→ **WORK REQUIRED**: Look at the data below and print exactly the lines from its first line through the line with "let gender = $state('');"; the pictures stay out of the copy.

→ **DATA EXCERPT**:
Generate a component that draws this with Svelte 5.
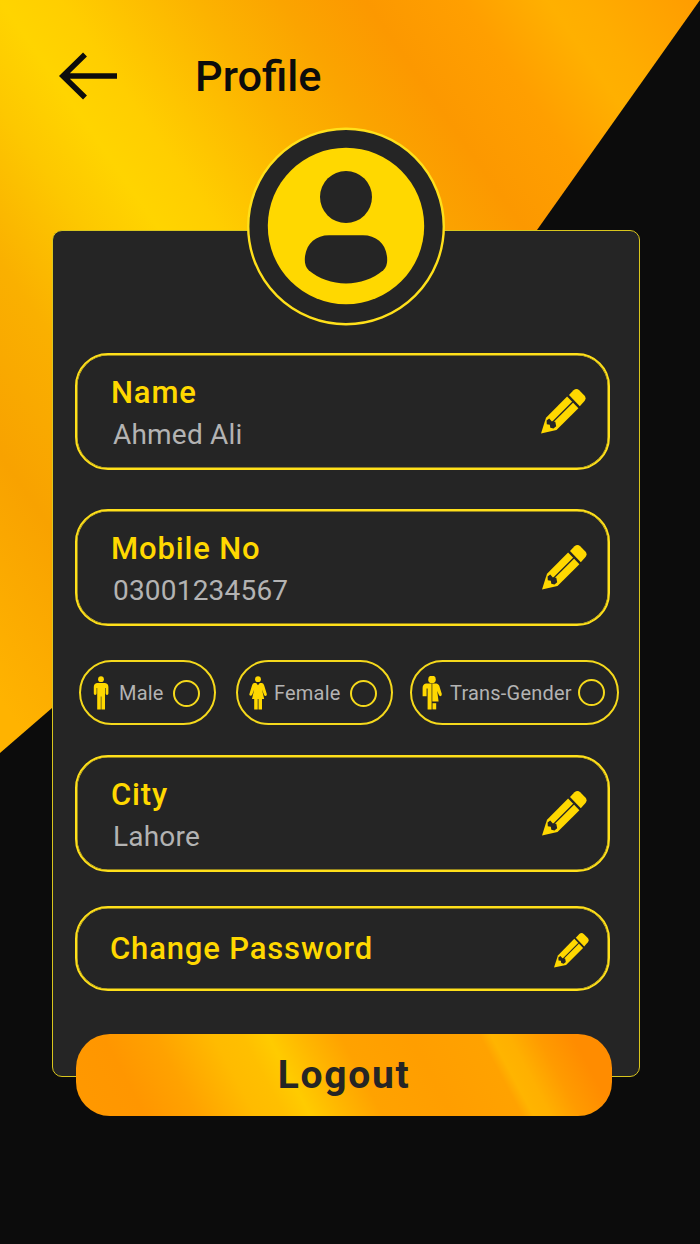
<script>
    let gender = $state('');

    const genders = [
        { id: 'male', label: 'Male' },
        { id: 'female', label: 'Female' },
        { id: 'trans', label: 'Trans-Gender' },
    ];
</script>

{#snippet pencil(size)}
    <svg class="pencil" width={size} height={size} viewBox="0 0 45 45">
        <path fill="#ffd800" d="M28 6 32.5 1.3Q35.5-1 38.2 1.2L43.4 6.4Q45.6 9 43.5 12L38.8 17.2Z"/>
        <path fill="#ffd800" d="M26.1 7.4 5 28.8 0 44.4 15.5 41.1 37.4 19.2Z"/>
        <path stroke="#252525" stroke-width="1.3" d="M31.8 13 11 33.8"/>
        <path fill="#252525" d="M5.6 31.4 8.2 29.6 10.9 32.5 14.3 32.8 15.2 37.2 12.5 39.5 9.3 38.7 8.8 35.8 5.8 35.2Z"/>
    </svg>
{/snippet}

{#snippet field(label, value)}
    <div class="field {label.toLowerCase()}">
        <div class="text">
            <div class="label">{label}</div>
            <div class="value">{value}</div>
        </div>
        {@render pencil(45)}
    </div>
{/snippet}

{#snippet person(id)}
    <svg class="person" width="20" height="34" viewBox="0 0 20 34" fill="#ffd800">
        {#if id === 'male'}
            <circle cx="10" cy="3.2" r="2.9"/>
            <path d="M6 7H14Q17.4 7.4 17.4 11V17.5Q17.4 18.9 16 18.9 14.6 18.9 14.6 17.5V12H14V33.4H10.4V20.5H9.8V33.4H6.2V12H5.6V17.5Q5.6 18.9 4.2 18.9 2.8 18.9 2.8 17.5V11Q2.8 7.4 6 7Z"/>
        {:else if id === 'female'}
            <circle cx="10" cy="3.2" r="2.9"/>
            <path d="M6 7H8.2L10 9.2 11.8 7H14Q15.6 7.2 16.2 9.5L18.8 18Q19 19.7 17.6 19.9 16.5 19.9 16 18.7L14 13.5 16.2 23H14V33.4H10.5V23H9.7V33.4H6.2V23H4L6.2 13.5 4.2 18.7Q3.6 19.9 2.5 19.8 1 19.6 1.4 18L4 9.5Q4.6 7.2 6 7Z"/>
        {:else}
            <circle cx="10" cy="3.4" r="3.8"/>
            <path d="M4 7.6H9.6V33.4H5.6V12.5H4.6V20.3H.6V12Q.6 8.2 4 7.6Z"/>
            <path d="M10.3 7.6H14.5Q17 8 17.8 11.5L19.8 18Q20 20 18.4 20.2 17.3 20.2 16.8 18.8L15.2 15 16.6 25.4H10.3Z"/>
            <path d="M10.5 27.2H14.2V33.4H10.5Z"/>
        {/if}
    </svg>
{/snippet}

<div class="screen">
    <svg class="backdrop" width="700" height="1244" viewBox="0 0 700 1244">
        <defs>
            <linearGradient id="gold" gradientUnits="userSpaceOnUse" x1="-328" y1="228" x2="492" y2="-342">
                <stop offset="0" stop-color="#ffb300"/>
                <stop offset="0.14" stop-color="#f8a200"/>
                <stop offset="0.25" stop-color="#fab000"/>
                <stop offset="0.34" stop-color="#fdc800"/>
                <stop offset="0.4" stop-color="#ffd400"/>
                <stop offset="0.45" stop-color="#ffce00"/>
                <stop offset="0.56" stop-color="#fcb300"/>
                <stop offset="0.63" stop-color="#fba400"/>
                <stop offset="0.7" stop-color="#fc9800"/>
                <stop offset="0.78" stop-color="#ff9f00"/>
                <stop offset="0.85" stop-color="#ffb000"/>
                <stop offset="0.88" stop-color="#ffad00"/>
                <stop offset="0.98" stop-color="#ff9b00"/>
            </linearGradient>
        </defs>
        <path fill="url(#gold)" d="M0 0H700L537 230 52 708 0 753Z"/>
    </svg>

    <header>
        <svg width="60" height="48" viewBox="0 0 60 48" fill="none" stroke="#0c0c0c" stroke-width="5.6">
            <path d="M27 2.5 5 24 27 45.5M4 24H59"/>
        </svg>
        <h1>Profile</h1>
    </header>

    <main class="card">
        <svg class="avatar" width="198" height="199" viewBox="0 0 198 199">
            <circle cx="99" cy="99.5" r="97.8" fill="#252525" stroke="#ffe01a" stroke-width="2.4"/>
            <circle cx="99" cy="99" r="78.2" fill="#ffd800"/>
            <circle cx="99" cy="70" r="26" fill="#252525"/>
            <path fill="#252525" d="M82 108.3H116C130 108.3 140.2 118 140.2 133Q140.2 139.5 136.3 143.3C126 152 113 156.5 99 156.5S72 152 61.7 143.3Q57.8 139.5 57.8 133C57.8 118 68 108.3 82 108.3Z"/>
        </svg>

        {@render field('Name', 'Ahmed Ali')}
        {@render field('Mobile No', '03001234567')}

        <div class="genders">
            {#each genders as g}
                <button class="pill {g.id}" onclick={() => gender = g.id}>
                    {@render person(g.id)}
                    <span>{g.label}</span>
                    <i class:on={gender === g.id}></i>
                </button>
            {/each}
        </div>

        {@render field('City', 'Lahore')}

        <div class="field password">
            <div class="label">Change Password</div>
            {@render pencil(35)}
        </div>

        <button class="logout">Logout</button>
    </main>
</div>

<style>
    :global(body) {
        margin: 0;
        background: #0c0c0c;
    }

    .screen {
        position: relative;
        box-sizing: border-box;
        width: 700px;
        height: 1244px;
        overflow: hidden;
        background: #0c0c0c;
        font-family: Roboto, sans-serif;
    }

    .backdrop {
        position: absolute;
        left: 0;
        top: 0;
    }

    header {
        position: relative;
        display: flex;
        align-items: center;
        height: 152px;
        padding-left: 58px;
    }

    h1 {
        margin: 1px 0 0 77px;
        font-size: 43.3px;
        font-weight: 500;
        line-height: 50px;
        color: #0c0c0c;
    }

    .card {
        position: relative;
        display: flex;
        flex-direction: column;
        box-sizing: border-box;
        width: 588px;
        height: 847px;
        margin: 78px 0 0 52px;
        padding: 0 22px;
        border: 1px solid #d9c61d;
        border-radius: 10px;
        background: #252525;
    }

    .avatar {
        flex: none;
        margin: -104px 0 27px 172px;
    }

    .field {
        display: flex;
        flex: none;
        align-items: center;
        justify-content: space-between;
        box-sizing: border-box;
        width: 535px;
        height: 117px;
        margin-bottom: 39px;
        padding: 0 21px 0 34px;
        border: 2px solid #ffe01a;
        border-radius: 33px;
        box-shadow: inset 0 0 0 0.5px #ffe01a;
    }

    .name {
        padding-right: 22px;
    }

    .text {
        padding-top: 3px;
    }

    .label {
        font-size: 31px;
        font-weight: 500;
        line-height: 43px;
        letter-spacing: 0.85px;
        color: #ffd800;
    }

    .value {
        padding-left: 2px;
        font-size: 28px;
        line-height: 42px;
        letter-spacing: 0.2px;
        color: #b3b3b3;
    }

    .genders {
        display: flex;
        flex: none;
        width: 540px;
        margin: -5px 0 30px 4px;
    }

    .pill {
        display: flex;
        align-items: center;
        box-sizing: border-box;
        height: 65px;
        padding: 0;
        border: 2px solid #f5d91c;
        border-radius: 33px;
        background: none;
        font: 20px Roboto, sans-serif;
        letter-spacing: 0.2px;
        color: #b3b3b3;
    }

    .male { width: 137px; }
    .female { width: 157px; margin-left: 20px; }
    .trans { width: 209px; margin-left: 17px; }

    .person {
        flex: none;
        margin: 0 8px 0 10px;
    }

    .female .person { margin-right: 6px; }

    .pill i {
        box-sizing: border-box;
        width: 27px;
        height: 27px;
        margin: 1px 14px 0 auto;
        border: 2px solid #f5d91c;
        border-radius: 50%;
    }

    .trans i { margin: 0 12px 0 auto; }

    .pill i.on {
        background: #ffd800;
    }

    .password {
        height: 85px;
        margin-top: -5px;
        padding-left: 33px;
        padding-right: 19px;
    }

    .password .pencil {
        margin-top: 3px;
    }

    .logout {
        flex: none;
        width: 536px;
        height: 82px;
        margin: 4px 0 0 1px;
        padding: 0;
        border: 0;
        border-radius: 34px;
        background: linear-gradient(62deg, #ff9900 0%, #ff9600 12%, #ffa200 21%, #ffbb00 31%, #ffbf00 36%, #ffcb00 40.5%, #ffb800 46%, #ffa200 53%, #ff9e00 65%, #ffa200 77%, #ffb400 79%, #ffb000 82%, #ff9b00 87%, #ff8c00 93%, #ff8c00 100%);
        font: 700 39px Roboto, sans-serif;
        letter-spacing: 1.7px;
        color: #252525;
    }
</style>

→ **RESPONSE TO THIS EXERCISE**:
Generate a component that draws this with Svelte 5.
<script>
    let gender = $state('');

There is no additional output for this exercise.